- 1 onion
- 250g sweet potato
- 2 garlic cloves
- 50g dried dates
- 1 lemon
- 1 orange
- 400g tin of chickpeas
- 1 tsp ras al hanut
- 80g black olives
- 1 vegetable stock cube
- 150g wholewheat couscous
- A handful of coriander, leaves only
- 1 tbsp olive oil
- Sea salt
- Freshly ground pepper
- 300ml + 300ml boiling water
- 1.
Peel and finely chop the onion and sweet potato. Put a medium pan on a medium heat for 1 min, then add 1 tbsp oil, the chopped veg and a pinch of salt and pepper. Gently fry, stirring now and then, for 5 mins till the vegetables start to brown and look glossy.
- 2.
While the vegetables fry, peel and crush the garlic.

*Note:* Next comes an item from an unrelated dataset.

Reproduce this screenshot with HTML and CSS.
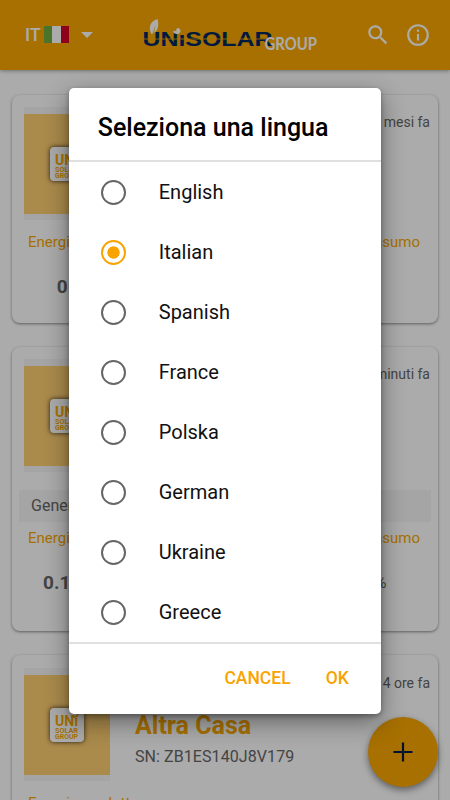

Roughly chop the dates. Finely grate the zest from the lemon and the orange. Drain the chickpeas and rinse them.
- 3.
Stir the garlic, dates and the citrus zest into the pan. Add 1 tsp ras al hanut. Cook and stir for 1 min till the pan smells fragrant.
- 4.
Stir in the chickpeas and olives. Crumble in the stock cube. Squeeze in the juice from half the lemon and half the orange. Pour in 300ml boiling water. Pop on a lid, bring to the boil and then turn the heat down a little. Let the tagine simmer for 15 mins, stirring now and then, till the sweet potatoes are tender and have started to break down.
- 5.
While the tagine simmers, tip the couscous into a heatproof bowl. Pour over 300ml boiling water. Cover the bowl with a plate and set aside to soak. The couscous will suck up all the water, which will ‘cook’ it.
- 6.
Taste the tagine and add a squeeze more lemon or orange juice, or a pinch more salt and pepper if you think it needs it. Fluff the couscous up with a fork and divide it between 2 warm plates. Spoon over the tagine and garnish with coriander leaves.